UTHealth’s two second-cohort Future of Nursing ScholarsNipa P. Kamdar and Heather Vincent – began our PhD program last fall. In fall 2014, Latia Wade Hickerson was UTHealth’s inaugural grantee of the RWJF program.

These five RWJF scholars will join our Accelerated PhD Scholars in becoming educators preparing the next generation of nurses and leaders who will develop nurse-led science and innovations in clinical care.

Commencement also celebrated the graduation of the Accelerated FNP-DNP cohort, which was sustained by local philanthropic gifts totaling $1.5 million raised in 2012. The initiative sought local financial support to produce 14 family nurse practitioners who immediately would go on to complete our Doctor of Nursing Practice (DNP) program and ultimately improve the availability of health care in our community.

Fourteen students entered the master’s program in fall 2012, and 14 graduated with their DNPs this year. Four members of the original cohort were replaced by new scholars, but nine of the original 14 participated in Commencement last month.

We also are pleased by the success of our new eight-semester DNP in Nursing Informatics program – an exciting joint venture with UTHealth School of Biomedical Informatics – which admitted its first students last fall semester.

U.S. enrollment in DNP programs has increased by an incredible 160 percent within four years after the release of the IOM report. However, PhD enrollment has only grown by 14.6 percent.

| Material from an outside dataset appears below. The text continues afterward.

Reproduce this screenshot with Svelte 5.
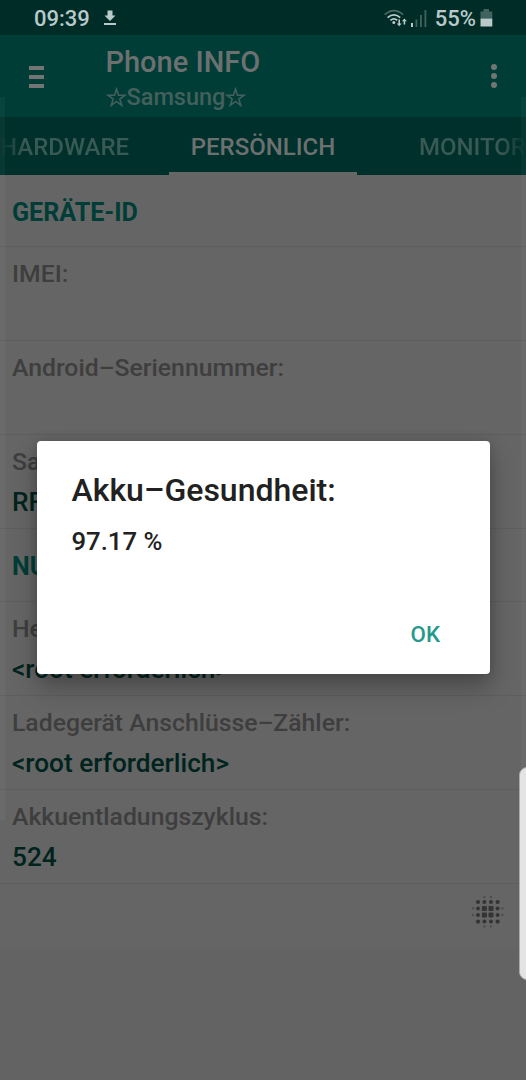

The average age at which nurses get their PhDs in the U.S. is 46 – 13 years older than PhD-earners in other fields. Accelerated programs like ours and the Future of Nursing Scholars provide incentives for nurses to start PhD programs earlier, so that they can have long careers in leadership and discovery after earning their degrees.

At UTHealth School of Nursing, we are making every effort to put more educators in place to prepare the next generation of nurses and to encourage graduate education for nurses.

Our recently-adopted Vision statement is: “To be sought out as a thought leader for creating health solutions.” To do that, we must incentivize and prepare nurses to achieve advanced degrees at all levels so they are ready for the healthcare leadership positions of the future.